>> BEGIN Records supplied

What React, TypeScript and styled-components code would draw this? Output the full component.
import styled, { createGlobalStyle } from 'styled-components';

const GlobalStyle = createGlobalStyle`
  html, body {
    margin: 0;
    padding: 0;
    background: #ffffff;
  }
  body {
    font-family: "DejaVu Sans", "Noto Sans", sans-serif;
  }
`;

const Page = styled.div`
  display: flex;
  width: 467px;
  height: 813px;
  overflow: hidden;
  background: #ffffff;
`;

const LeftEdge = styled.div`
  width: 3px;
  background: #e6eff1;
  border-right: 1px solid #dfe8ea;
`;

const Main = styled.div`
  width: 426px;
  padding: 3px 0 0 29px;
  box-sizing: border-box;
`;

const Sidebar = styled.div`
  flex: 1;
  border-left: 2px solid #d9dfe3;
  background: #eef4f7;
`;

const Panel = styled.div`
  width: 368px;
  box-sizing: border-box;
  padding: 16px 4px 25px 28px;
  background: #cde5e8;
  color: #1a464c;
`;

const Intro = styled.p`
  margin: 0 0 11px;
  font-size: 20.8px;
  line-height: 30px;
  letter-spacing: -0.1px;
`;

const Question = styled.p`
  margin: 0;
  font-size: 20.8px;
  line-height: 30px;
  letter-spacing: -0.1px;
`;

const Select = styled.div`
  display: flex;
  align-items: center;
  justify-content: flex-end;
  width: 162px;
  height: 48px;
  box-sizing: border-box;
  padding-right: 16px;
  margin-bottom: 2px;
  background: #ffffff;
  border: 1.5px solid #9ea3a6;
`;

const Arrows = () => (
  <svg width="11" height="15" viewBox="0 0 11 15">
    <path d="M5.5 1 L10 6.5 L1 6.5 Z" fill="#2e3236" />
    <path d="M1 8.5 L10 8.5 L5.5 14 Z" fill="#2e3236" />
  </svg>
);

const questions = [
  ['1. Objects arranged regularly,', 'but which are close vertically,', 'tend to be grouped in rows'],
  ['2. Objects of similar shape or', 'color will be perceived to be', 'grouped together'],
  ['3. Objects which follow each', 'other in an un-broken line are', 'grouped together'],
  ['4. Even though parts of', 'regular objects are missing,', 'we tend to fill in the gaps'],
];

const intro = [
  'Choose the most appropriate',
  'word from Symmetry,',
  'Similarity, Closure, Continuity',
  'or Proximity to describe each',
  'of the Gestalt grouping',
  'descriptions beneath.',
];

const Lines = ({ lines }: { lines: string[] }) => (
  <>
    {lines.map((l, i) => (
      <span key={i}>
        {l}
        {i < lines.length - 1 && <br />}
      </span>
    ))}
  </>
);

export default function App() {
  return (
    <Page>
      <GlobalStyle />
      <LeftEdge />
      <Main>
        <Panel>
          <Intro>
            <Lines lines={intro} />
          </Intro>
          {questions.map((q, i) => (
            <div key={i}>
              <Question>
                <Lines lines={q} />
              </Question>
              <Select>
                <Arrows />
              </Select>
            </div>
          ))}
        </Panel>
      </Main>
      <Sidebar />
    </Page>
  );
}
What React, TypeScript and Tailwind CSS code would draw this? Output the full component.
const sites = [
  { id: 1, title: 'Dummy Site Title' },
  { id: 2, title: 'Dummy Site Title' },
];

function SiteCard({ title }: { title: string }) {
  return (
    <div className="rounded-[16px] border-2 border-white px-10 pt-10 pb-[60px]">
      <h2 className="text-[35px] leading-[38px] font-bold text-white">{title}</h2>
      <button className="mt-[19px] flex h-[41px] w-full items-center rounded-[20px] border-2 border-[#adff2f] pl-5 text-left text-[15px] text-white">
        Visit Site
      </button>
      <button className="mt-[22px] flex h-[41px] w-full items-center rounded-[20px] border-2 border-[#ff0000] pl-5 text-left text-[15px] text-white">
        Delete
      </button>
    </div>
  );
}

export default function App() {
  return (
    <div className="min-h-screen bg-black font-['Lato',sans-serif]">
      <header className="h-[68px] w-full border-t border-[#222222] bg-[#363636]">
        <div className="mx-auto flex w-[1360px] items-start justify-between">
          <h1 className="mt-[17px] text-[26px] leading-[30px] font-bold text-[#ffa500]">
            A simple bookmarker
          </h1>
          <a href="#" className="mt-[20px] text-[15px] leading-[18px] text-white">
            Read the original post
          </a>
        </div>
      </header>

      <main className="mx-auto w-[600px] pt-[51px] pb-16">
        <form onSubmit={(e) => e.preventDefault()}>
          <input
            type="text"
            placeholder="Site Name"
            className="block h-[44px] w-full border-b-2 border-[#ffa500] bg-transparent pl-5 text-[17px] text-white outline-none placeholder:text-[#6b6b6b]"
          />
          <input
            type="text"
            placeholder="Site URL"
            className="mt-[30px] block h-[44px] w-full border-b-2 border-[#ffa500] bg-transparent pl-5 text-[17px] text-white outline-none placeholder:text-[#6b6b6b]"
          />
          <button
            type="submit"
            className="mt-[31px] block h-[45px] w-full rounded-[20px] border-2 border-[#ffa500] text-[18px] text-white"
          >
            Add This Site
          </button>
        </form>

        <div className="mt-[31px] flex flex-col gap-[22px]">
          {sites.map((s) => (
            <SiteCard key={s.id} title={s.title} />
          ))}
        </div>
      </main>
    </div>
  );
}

>> END Records supplied

• Exercise goal: Reproduce the whole listing word for word.

• Response to this exercise:
What React, TypeScript and styled-components code would draw this? Output the full component.
import styled, { createGlobalStyle } from 'styled-components';

const GlobalStyle = createGlobalStyle`
  html, body {
    margin: 0;
    padding: 0;
    background: #ffffff;
  }
  body {
    font-family: "DejaVu Sans", "Noto Sans", sans-serif;
  }
`;

const Page = styled.div`
  display: flex;
  width: 467px;
  height: 813px;
  overflow: hidden;
  background: #ffffff;
`;

const LeftEdge = styled.div`
  width: 3px;
  background: #e6eff1;
  border-right: 1px solid #dfe8ea;
`;

const Main = styled.div`
  width: 426px;
  padding: 3px 0 0 29px;
  box-sizing: border-box;
`;

const Sidebar = styled.div`
  flex: 1;
  border-left: 2px solid #d9dfe3;
  background: #eef4f7;
`;

const Panel = styled.div`
  width: 368px;
  box-sizing: border-box;
  padding: 16px 4px 25px 28px;
  background: #cde5e8;
  color: #1a464c;
`;

const Intro = styled.p`
  margin: 0 0 11px;
  font-size: 20.8px;
  line-height: 30px;
  letter-spacing: -0.1px;
`;

const Question = styled.p`
  margin: 0;
  font-size: 20.8px;
  line-height: 30px;
  letter-spacing: -0.1px;
`;

const Select = styled.div`
  display: flex;
  align-items: center;
  justify-content: flex-end;
  width: 162px;
  height: 48px;
  box-sizing: border-box;
  padding-right: 16px;
  margin-bottom: 2px;
  background: #ffffff;
  border: 1.5px solid #9ea3a6;
`;

const Arrows = () => (
  <svg width="11" height="15" viewBox="0 0 11 15">
    <path d="M5.5 1 L10 6.5 L1 6.5 Z" fill="#2e3236" />
    <path d="M1 8.5 L10 8.5 L5.5 14 Z" fill="#2e3236" />
  </svg>
);

const questions = [
  ['1. Objects arranged regularly,', 'but which are close vertically,', 'tend to be grouped in rows'],
  ['2. Objects of similar shape or', 'color will be perceived to be', 'grouped together'],
  ['3. Objects which follow each', 'other in an un-broken line are', 'grouped together'],
  ['4. Even though parts of', 'regular objects are missing,', 'we tend to fill in the gaps'],
];

const intro = [
  'Choose the most appropriate',
  'word from Symmetry,',
  'Similarity, Closure, Continuity',
  'or Proximity to describe each',
  'of the Gestalt grouping',
  'descriptions beneath.',
];

const Lines = ({ lines }: { lines: string[] }) => (
  <>
    {lines.map((l, i) => (
      <span key={i}>
        {l}
        {i < lines.length - 1 && <br />}
      </span>
    ))}
  </>
);

export default function App() {
  return (
    <Page>
      <GlobalStyle />
      <LeftEdge />
      <Main>
        <Panel>
          <Intro>
            <Lines lines={intro} />
          </Intro>
          {questions.map((q, i) => (
            <div key={i}>
              <Question>
                <Lines lines={q} />
              </Question>
              <Select>
                <Arrows />
              </Select>
            </div>
          ))}
        </Panel>
      </Main>
      <Sidebar />
    </Page>
  );
}
What React, TypeScript and Tailwind CSS code would draw this? Output the full component.
const sites = [
  { id: 1, title: 'Dummy Site Title' },
  { id: 2, title: 'Dummy Site Title' },
];

function SiteCard({ title }: { title: string }) {
  return (
    <div className="rounded-[16px] border-2 border-white px-10 pt-10 pb-[60px]">
      <h2 className="text-[35px] leading-[38px] font-bold text-white">{title}</h2>
      <button className="mt-[19px] flex h-[41px] w-full items-center rounded-[20px] border-2 border-[#adff2f] pl-5 text-left text-[15px] text-white">
        Visit Site
      </button>
      <button className="mt-[22px] flex h-[41px] w-full items-center rounded-[20px] border-2 border-[#ff0000] pl-5 text-left text-[15px] text-white">
        Delete
      </button>
    </div>
  );
}

export default function App() {
  return (
    <div className="min-h-screen bg-black font-['Lato',sans-serif]">
      <header className="h-[68px] w-full border-t border-[#222222] bg-[#363636]">
        <div className="mx-auto flex w-[1360px] items-start justify-between">
          <h1 className="mt-[17px] text-[26px] leading-[30px] font-bold text-[#ffa500]">
            A simple bookmarker
          </h1>
          <a href="#" className="mt-[20px] text-[15px] leading-[18px] text-white">
            Read the original post
          </a>
        </div>
      </header>

      <main className="mx-auto w-[600px] pt-[51px] pb-16">
        <form onSubmit={(e) => e.preventDefault()}>
          <input
            type="text"
            placeholder="Site Name"
            className="block h-[44px] w-full border-b-2 border-[#ffa500] bg-transparent pl-5 text-[17px] text-white outline-none placeholder:text-[#6b6b6b]"
          />
          <input
            type="text"
            placeholder="Site URL"
            className="mt-[30px] block h-[44px] w-full border-b-2 border-[#ffa500] bg-transparent pl-5 text-[17px] text-white outline-none placeholder:text-[#6b6b6b]"
          />
          <button
            type="submit"
            className="mt-[31px] block h-[45px] w-full rounded-[20px] border-2 border-[#ffa500] text-[18px] text-white"
          >
            Add This Site
          </button>
        </form>

        <div className="mt-[31px] flex flex-col gap-[22px]">
          {sites.map((s) => (
            <SiteCard key={s.id} title={s.title} />
          ))}
        </div>
      </main>
    </div>
  );
}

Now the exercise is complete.